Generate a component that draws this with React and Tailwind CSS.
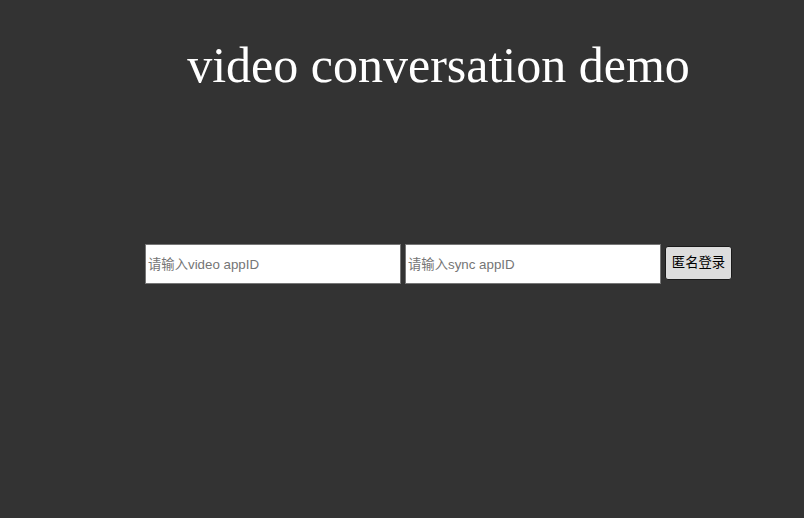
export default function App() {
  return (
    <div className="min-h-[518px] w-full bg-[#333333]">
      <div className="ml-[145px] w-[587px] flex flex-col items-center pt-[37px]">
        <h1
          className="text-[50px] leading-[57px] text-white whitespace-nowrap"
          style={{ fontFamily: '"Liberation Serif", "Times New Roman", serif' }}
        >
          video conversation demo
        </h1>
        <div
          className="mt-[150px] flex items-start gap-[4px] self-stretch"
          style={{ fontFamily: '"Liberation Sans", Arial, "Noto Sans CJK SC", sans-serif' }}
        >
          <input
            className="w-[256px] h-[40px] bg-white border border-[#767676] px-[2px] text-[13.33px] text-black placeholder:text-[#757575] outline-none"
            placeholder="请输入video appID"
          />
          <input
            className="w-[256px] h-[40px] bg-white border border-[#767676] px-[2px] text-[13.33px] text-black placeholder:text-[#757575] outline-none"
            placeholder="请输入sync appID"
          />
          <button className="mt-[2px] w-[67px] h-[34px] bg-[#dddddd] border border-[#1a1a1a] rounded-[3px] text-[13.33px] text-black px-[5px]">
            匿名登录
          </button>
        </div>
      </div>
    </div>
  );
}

- [Your instructions] Without the pictures, copy the material exactly as given.

- [Expected answer]
Generate a component that draws this with React and Tailwind CSS.
export default function App() {
  return (
    <div className="min-h-[518px] w-full bg-[#333333]">
      <div className="ml-[145px] w-[587px] flex flex-col items-center pt-[37px]">
        <h1
          className="text-[50px] leading-[57px] text-white whitespace-nowrap"
          style={{ fontFamily: '"Liberation Serif", "Times New Roman", serif' }}
        >
          video conversation demo
        </h1>
        <div
          className="mt-[150px] flex items-start gap-[4px] self-stretch"
          style={{ fontFamily: '"Liberation Sans", Arial, "Noto Sans CJK SC", sans-serif' }}
        >
          <input
            className="w-[256px] h-[40px] bg-white border border-[#767676] px-[2px] text-[13.33px] text-black placeholder:text-[#757575] outline-none"
            placeholder="请输入video appID"
          />
          <input
            className="w-[256px] h-[40px] bg-white border border-[#767676] px-[2px] text-[13.33px] text-black placeholder:text-[#757575] outline-none"
            placeholder="请输入sync appID"
          />
          <button className="mt-[2px] w-[67px] h-[34px] bg-[#dddddd] border border-[#1a1a1a] rounded-[3px] text-[13.33px] text-black px-[5px]">
            匿名登录
          </button>
        </div>
      </div>
    </div>
  );
}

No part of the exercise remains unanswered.